▶ **WORK TO DO**: Your output is the lines from the first one to the one containing "import React from", repeated exactly, with images left out.

▶ **DATA**:
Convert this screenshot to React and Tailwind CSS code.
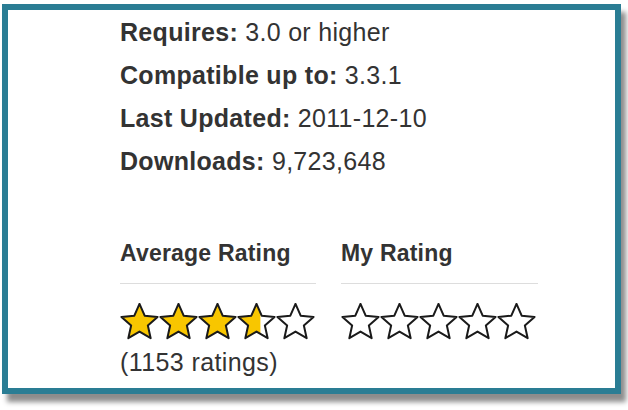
import React from "react";

// star outline points, computed once
const starPoints = (() => {
  const cx = 19.5, cy = 19.8, R = 19, r = 8.8;
  const pts = [];
  for (let i = 0; i < 10; i++) {
    const rad = i % 2 === 0 ? R : r;
    const a = (Math.PI / 5) * i - Math.PI / 2;
    pts.push(`${(cx + rad * Math.cos(a)).toFixed(2)},${(cy + rad * Math.sin(a)).toFixed(2)}`);
  }
  return pts.join(" ");
})();

// Single star, fill = fraction 0..1 of yellow from the left
function Star({ fill = 0, id }) {
  return (
    <svg width="39" height="37" viewBox="0 0 39 37" className="block">
      <defs>
        <clipPath id={id}>
          <rect x="0" y="0" width={39 * fill} height="37" />
        </clipPath>
      </defs>
      <polygon points={starPoints} fill="#fff" />
      {fill > 0 && <polygon points={starPoints} fill="#f8c600" clipPath={`url(#${id})`} />}
      <polygon
        points={starPoints}
        fill="none"
        stroke="#1a1a1a"
        strokeWidth="2"
        strokeLinejoin="round"
      />
    </svg>
  );
}

function Stars({ values, prefix }) {
  return (
    <div className="flex">
      {values.map((v, i) => (
        <Star key={i} fill={v} id={`${prefix}-${i}`} />
      ))}
    </div>
  );
}

export default function App() {
  const info = [
    ["Requires:", "3.0 or higher"],
    ["Compatible up to:", "3.3.1"],
    ["Last Updated:", "2011-12-10"],
    ["Downloads:", "9,723,648"],
  ];

  return (
    <div className="w-[628px] h-[410px] bg-white font-['Liberation_Sans',Arial,sans-serif] text-[#333]">
      <div className="ml-[2px] mt-[4px] w-[619px] h-[390px] border-[6px] border-[#2a7d94] bg-white shadow-[5px_8px_5px_rgba(0,0,0,0.45)]">
        <div className="pl-[112px] pt-[1px]">
          {/* plugin details */}
          {info.map(([label, value]) => (
            <div key={label} className="text-[25px] leading-[43px] tracking-[0.3px]">
              <span className="font-bold">{label}</span> {value}
            </div>
          ))}

          {/* ratings */}
          <div className="flex gap-[25px] mt-[56px]">
            <div className="w-[196px]">
              <div className="text-[23px] font-bold leading-[28px] pb-[16px] border-b border-[#ddd] tracking-[0.2px]">
                Average Rating
              </div>
              <div className="mt-[19px]">
                <Stars values={[1, 1, 1, 0.6, 0]} prefix="avg" />
              </div>
              <div className="text-[25px] leading-[28px] mt-[8px] tracking-[0.4px]">(1153 ratings)</div>
            </div>
            <div className="w-[197px]">
              <div className="text-[23px] font-bold leading-[28px] pb-[16px] border-b border-[#ddd] tracking-[0.2px]">
                My Rating
              </div>
              <div className="mt-[19px]">
                <Stars values={[0, 0, 0, 0, 0]} prefix="mine" />
              </div>
            </div>
          </div>
        </div>
      </div>
    </div>
  );
}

▶ **OUTPUT OF THE EXERCISE**:
Convert this screenshot to React and Tailwind CSS code.
import React from "react";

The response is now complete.